Friday, September 05, 2014

Miscarriage of justice in Detroit...






The case of the so called “Porch Shooter” in Dearborn, Michigan has been a hotly debated case even on a national level. Most cases involving a white shooter and a black victim garner a lot of attention even though, as in this case, race played absolutely no role.

Watching the judge sentence Theodore Wafer to 15 – 30 years behind bars for second degree murder to me, was a miscarriage of justice; it was based on influential factors that perverted the real meaning of the principle that justice is blind.

He was absolutely guilty but guilty of poor judgment that resulted in death of another human being. The judge cried as she sentenced him saying she realized that he was a good man, not a criminal, certainly not a racist and that he would have lived out his life as a responsible and productive citizen of our society BUT…someone died because of his actions and he must pay the price.

I agree that he must pay the price for his guilt but what price and it is here that I take umbrage at what the system dealt him.

He was, after all, sleeping in his own house and did not look for trouble but trouble came to him in the form of a young woman who was drunk and on drugs and banging loudly on his door. He should have called 911 and waited for the police to come or having a shotgun, he could have waited for the person banging on his door to actually break in and then shot. 

But no, he did not call 911 and decided to open the door and shoot the person banging through the screen door; a very bad choice…he called the shooting an accident.

His defense team made the mistake on using a self-defense argument instead of treating it like a terrible accident so they are somewhat complicit in the jury finding him guilty because they did not buy the self-defense argument.

But be as it may, his crime was not a murder and certainly not a second degree murder and the judge and the jury, in my mind, knew it BUT…

Here is where in this case, justice was not blind. People attached a racial component to this case even though race was never a factor and in so doing they influenced the way that the judge and the jury saw this case.

The whites on the jury knew the country was watching and the last thing they wanted to do was appear racist in any form or fashion and giving a lesser verdict as say manslaughter which would have been more appropriate, would have made them look racist.
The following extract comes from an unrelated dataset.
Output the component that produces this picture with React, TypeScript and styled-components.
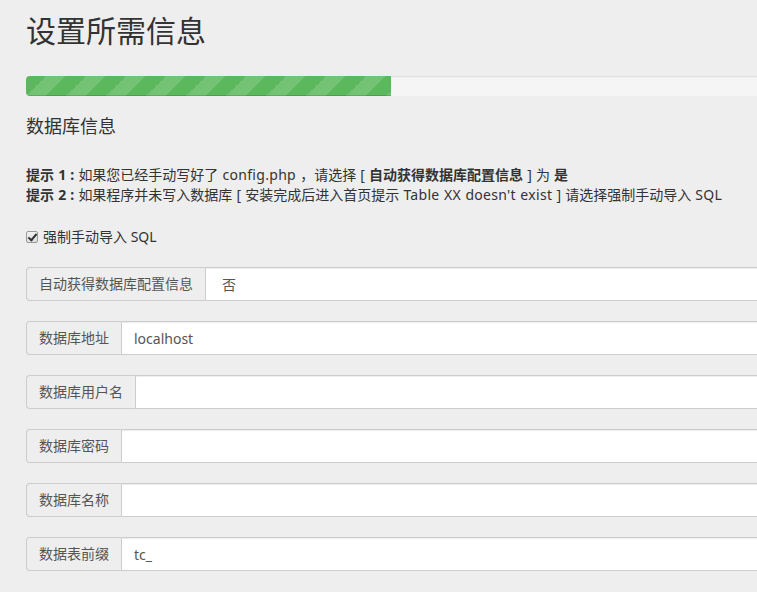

The judge, a white blond, also feared a lesser sentence of a more appropriate 5-6 years, would have sent a message of racism to the people that elect her.

In the end, facts did not decide this case; our fanatical preoccupation with race decided this case.

It does not take a Solomon to see what real justice should have looked like in this case; it takes people who apply the law and therefore justice as it was meant to be applied.